American bridge player (1908–1995)

Margery Lee Golder Solomon (née Mastbaum; August 14, 1908 – March 4, 1995), was an American bridge player from Philadelphia, Pennsylvania. As Peggy Golder in 1942, she became ACBL Life Master number 33, the third woman to achieve the rank after Sally Young and Helen Sobel.

==Life==

Solomon was the daughter of Etta (née Wedell) and Jules Mastbaum, a Philadelphia real estate investor who specialized in movie theaters and the philanthropist whose estate established that city's Rodin Museum. Both parents played bridge. In 1930, she married Benjamin M. Golder, who was a U.S. Congressman from Philadelphia (1925–1933); he would be 1946 president of the American Contract Bridge League (ACBL) and die in office. Peggy Golder started bridge lessons "shortly before World War II". Charles Goren was her second teacher and Charles J. Solomon, another star player from Philadelphia became her mentor; they married in 1948. Charles Solomon would be president of the ACBL in 1958, the year the World Bridge Federation was established, and second president of the WBF (1964–68). He died in 1975.

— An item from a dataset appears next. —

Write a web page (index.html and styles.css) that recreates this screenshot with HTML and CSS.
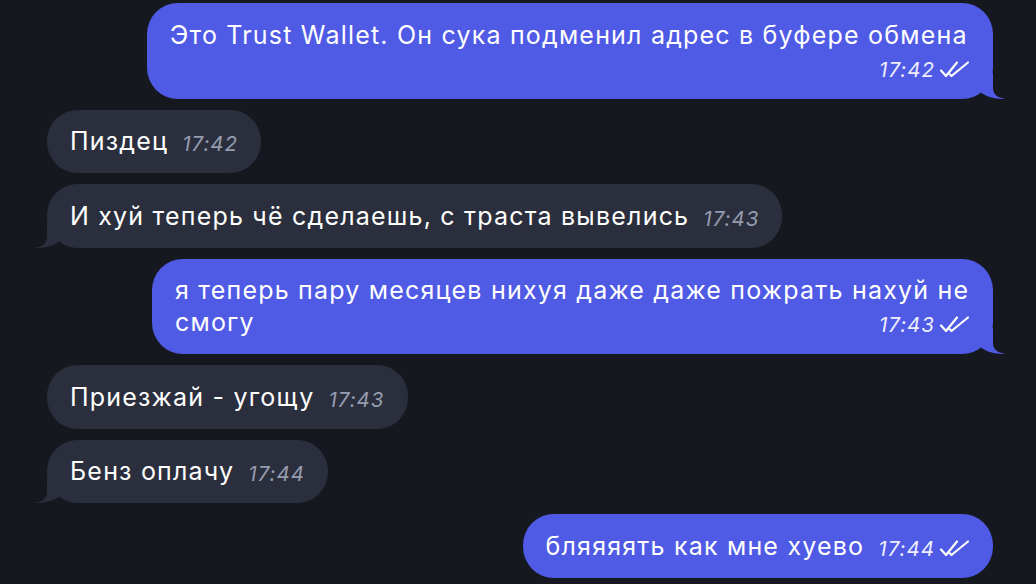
FILE: index.html
```html
<!DOCTYPE html>
<html lang="ru">
<head>
<meta charset="utf-8">
<link rel="stylesheet" href="styles.css">
</head>
<body>
<div class="chat">
  <div class="row row-out">
    <div class="bubble bubble-out">Это Trust Wallet. Он сука подменил адрес в буфере обмена<span class="meta"><span class="time">17:42</span><svg class="checks" viewBox="0 0 32 20"><path d="M2 10.5 L7 16 L18 2.5 M11 14.5 L12.5 16 L29 2.5"/></svg></span><svg class="tail" viewBox="0 0 26 26"><path d="M14 0 L14 15 C14 21 18 24.5 26 26 C19 26.3 8 24.5 2 19.5 L2 0 Z"/></svg></div>
  </div>
  <div class="row row-in">
    <div class="bubble bubble-in">Пиздец<span class="meta"><span class="time">17:42</span></span></div>
  </div>
  <div class="row row-in">
    <div class="bubble bubble-in">И хуй теперь чё сделаешь, с траста вывелись<span class="meta"><span class="time">17:43</span></span><svg class="tail" viewBox="0 0 26 26"><path d="M14 0 L14 15 C14 21 18 24.5 26 26 C19 26.3 8 24.5 2 19.5 L2 0 Z"/></svg></div>
  </div>
  <div class="row row-out">
    <div class="bubble bubble-out bubble-wrapped">я теперь пару месяцев нихуя даже даже пожрать нахуй не смогу<span class="meta"><span class="time">17:43</span><svg class="checks" viewBox="0 0 32 20"><path d="M2 10.5 L7 16 L18 2.5 M11 14.5 L12.5 16 L29 2.5"/></svg></span><svg class="tail" viewBox="0 0 26 26"><path d="M14 0 L14 15 C14 21 18 24.5 26 26 C19 26.3 8 24.5 2 19.5 L2 0 Z"/></svg></div>
  </div>
  <div class="row row-in">
    <div class="bubble bubble-in">Приезжай - угощу<span class="meta"><span class="time">17:43</span></span></div>
  </div>
  <div class="row row-in">
    <div class="bubble bubble-in">Бенз оплачу<span class="meta"><span class="time">17:44</span></span><svg class="tail" viewBox="0 0 26 26"><path d="M14 0 L14 15 C14 21 18 24.5 26 26 C19 26.3 8 24.5 2 19.5 L2 0 Z"/></svg></div>
  </div>
  <div class="row row-out">
    <div class="bubble bubble-out">бляяяять как мне хуево<span class="meta"><span class="time">17:44</span><svg class="checks" viewBox="0 0 32 20"><path d="M2 10.5 L7 16 L18 2.5 M11 14.5 L12.5 16 L29 2.5"/></svg></span></div>
  </div>
</div>
</body>
</html>
```

FILE: styles.css
```css
html, body {
  margin: 0;
  padding: 0;
  background: #16181f;
}

body {
  width: 1036px;
  height: 584px;
  overflow: hidden;
  font-family: Inter, "Noto Sans", "DejaVu Sans", sans-serif;
  -webkit-font-smoothing: antialiased;
}

.chat {
  display: flex;
  flex-direction: column;
  gap: 11px;
  padding-top: 3px;
}

.row {
  display: flex;
}

.row-out {
  justify-content: flex-end;
  padding-right: 43px;
}

.row-in {
  justify-content: flex-start;
  padding-left: 47px;
}

.bubble {
  position: relative;
  box-sizing: border-box;
  max-width: 846px;
  padding: 15.75px 23px;
  border-radius: 31px;
  font-size: 25px;
  line-height: 32px;
  color: #ffffff;
  letter-spacing: 1.2px;
}

.bubble-wrapped {
  max-width: 841px;
}

.bubble-out {
  background: #4f5ae5;
}

.bubble-in {
  background: #2b2f3d;
}

.meta {
  float: right;
  display: inline-flex;
  align-items: center;
  gap: 4px;
  margin-top: 6px;
  margin-left: 14px;
  height: 26px;
  line-height: 26px;
  letter-spacing: 0;
}

.time {
  font-size: 20.5px;
  font-style: italic;
  letter-spacing: 1px;
}

.bubble-out .time {
  color: #eceefc;
}

.bubble-in .time {
  color: #959cb0;
}

.checks {
  width: 32px;
  height: 20px;
  margin-right: -1px;
  fill: none;
  stroke: #ffffff;
  stroke-width: 2.2;
  stroke-linecap: round;
  stroke-linejoin: round;
}

.tail {
  position: absolute;
  bottom: 0;
  width: 26px;
  height: 26px;
}

.bubble-out .tail {
  right: -12px;
  fill: #4f5ae5;
}

.bubble-in .tail {
  left: -12px;
  fill: #2b2f3d;
  transform: scaleX(-1);
}
```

Solomon died at age 86, at home in Elkins Park, on March 4, 1995. According to a daughter the cause was pulmonary fibrosis. She was survived by a sister, two daughters, Joan Golder Ash and Norma Golder Brunswick, eight grandchildren and eight great-grandchildren.

==Career==

Solomon played in one world championship tournament, the fourth quadrennial World Team Olympiad in 1972. She was a member of the 6-person USA women team that finished third behind Italy and South Africa. With Gail Moss instead of Solomon the team would win bronze and gold medals in 1976 and 1980.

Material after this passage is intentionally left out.